<<<<
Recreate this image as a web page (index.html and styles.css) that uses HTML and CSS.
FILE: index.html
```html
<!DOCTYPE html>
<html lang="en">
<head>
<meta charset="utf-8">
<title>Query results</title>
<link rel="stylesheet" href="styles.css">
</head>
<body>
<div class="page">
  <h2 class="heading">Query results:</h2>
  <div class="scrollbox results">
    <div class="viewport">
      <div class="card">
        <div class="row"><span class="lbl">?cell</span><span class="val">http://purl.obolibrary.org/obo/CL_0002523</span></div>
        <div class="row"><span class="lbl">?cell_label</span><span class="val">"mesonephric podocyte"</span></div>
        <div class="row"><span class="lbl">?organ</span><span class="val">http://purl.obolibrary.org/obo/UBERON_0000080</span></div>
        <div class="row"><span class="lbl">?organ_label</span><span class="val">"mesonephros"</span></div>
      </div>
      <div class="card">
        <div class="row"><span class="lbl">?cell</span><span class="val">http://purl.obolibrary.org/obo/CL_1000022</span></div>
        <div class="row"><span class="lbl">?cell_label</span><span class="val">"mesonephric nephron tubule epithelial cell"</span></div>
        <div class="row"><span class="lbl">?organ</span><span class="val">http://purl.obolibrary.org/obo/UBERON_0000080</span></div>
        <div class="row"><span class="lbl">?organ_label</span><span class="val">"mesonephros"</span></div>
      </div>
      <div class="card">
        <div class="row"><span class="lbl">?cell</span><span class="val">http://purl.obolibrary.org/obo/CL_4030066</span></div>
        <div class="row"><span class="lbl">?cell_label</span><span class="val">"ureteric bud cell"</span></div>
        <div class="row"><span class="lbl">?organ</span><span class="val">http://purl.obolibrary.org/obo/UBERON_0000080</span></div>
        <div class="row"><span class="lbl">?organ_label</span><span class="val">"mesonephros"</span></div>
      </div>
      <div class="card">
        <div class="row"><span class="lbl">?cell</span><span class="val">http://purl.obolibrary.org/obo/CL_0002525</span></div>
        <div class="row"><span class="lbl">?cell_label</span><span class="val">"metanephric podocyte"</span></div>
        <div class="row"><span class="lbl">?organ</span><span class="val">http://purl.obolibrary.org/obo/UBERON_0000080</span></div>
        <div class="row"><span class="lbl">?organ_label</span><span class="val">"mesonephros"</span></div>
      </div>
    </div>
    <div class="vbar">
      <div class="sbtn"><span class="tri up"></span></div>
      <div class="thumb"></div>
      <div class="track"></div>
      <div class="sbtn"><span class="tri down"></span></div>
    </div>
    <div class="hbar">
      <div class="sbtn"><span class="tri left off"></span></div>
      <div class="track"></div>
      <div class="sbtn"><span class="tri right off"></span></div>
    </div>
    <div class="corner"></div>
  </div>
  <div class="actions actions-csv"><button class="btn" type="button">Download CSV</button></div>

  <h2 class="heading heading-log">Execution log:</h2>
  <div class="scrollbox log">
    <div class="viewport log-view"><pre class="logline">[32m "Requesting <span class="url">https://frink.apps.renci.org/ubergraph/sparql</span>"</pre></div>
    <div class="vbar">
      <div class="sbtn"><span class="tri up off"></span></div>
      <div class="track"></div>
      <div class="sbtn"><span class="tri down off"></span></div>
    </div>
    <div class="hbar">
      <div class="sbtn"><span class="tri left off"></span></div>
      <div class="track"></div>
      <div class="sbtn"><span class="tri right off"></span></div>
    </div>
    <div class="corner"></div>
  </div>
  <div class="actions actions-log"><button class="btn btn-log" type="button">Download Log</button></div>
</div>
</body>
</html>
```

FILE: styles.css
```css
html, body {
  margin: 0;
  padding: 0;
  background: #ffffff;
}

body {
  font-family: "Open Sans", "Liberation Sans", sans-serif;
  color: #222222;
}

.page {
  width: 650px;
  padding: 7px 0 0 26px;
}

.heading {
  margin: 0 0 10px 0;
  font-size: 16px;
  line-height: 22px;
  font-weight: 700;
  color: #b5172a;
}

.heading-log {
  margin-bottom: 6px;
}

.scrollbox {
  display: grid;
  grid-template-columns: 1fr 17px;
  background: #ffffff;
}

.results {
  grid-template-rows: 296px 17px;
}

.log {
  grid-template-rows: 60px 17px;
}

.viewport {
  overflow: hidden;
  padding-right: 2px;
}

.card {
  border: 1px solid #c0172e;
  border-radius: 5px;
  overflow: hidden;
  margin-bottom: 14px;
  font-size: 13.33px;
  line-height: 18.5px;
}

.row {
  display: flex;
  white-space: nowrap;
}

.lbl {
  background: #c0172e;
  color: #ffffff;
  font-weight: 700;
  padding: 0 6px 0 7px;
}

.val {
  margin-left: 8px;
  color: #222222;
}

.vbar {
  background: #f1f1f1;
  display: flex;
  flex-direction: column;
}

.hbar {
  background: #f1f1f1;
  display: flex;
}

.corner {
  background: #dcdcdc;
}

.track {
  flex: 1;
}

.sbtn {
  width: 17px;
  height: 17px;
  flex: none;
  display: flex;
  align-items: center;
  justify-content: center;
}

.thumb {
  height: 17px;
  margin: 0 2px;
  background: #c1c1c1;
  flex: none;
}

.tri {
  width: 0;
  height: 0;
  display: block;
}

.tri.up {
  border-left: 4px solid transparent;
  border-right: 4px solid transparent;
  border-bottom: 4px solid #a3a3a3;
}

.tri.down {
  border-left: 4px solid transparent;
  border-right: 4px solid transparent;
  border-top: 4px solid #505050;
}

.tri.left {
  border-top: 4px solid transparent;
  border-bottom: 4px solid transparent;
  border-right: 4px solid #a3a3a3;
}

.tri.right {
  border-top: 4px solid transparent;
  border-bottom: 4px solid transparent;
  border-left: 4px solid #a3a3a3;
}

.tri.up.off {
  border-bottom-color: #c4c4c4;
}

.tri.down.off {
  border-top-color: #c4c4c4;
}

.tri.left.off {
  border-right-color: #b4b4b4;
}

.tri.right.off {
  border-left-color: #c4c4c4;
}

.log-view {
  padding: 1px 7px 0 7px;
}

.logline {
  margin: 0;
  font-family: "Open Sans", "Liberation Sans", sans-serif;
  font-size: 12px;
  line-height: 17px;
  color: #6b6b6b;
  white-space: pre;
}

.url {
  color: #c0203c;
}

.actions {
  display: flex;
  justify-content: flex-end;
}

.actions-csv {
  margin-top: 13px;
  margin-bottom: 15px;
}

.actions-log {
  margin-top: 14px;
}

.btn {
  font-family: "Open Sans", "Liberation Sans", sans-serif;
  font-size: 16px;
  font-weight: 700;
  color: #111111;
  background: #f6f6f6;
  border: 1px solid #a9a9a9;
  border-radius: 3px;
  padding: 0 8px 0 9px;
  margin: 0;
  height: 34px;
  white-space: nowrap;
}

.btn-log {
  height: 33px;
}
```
>>>>
<<<<
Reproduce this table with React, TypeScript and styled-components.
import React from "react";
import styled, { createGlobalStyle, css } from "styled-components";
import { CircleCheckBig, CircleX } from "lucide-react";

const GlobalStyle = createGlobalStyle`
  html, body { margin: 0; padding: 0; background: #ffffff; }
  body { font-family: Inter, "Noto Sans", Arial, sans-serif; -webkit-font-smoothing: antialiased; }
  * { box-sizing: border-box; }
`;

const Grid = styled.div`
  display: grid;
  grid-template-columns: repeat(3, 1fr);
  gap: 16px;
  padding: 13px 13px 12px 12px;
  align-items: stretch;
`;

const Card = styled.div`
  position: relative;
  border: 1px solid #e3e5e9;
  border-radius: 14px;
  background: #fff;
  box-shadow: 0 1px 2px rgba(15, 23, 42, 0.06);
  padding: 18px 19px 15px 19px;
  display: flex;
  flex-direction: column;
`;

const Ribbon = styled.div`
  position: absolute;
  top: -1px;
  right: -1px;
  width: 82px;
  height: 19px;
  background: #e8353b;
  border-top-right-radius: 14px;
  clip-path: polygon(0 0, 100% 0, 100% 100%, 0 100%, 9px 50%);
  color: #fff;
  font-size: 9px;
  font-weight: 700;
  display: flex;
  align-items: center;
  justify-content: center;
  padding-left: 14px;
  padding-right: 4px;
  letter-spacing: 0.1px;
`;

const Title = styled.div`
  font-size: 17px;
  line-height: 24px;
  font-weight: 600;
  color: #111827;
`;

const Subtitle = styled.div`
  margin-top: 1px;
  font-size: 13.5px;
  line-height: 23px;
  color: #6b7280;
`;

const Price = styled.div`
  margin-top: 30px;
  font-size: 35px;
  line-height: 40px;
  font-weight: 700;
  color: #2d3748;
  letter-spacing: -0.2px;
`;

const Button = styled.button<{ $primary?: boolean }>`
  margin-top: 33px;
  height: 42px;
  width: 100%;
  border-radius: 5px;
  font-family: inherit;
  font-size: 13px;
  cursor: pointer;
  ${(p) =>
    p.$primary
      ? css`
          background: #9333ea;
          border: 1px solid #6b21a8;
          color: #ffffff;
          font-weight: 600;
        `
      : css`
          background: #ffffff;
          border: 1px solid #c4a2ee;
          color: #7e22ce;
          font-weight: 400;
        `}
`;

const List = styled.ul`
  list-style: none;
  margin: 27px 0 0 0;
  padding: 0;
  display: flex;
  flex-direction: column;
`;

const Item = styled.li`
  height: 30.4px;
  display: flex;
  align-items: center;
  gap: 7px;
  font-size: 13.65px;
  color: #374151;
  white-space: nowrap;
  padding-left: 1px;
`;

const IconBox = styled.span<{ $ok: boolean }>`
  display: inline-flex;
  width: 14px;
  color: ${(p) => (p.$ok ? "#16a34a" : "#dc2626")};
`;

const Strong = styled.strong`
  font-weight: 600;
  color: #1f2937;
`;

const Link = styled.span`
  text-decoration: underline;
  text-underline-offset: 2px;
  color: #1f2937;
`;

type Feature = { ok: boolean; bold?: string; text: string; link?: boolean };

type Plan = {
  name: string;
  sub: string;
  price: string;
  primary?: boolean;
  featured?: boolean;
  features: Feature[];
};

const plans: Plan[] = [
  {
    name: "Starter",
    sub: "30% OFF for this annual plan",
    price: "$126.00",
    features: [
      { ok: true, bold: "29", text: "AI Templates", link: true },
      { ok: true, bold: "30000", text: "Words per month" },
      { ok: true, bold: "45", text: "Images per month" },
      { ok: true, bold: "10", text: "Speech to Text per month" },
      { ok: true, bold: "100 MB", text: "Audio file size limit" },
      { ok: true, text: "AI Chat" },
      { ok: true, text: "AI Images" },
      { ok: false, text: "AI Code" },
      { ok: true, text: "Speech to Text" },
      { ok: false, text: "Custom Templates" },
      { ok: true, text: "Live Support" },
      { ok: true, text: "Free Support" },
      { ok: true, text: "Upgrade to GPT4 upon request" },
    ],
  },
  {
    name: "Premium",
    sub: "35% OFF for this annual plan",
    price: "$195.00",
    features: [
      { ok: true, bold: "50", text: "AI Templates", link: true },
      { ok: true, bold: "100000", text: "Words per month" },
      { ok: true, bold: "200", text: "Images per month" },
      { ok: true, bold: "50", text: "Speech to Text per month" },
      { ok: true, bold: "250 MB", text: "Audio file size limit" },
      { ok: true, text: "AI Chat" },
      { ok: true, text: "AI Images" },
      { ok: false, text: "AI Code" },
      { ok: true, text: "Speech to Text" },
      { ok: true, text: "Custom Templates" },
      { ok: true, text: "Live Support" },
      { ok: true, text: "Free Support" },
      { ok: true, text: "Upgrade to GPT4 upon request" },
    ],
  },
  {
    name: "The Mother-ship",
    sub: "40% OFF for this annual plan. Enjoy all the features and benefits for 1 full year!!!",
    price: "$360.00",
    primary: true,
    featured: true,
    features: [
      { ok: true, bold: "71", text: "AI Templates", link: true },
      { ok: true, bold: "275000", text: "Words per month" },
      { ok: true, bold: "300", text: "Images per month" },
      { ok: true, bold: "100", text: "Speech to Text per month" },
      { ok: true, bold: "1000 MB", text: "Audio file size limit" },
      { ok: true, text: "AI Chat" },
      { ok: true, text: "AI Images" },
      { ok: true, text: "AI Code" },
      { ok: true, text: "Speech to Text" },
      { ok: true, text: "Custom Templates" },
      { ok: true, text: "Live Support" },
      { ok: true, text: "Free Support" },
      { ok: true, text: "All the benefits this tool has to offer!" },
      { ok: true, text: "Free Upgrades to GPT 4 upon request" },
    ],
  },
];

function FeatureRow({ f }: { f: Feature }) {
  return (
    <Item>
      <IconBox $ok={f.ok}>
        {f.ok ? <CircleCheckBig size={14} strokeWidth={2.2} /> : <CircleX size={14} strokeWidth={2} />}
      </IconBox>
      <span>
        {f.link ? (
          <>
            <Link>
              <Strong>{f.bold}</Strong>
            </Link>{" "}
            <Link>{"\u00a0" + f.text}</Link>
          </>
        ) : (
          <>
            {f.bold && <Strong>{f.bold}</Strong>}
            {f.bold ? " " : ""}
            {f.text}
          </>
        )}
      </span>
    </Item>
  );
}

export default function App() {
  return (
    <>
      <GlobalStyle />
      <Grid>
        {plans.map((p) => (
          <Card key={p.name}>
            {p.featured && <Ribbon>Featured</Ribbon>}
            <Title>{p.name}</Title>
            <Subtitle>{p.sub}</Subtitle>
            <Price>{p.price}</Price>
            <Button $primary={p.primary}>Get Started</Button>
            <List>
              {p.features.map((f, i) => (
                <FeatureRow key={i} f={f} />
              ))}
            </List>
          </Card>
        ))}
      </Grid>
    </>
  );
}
>>>>
#### THE REQUEST
Copy out every line of the listing that contains the string "page".

#### THE RESPONSE
Recreate this image as a web page (index.html and styles.css) that uses HTML and CSS.
<div class="page">
.page {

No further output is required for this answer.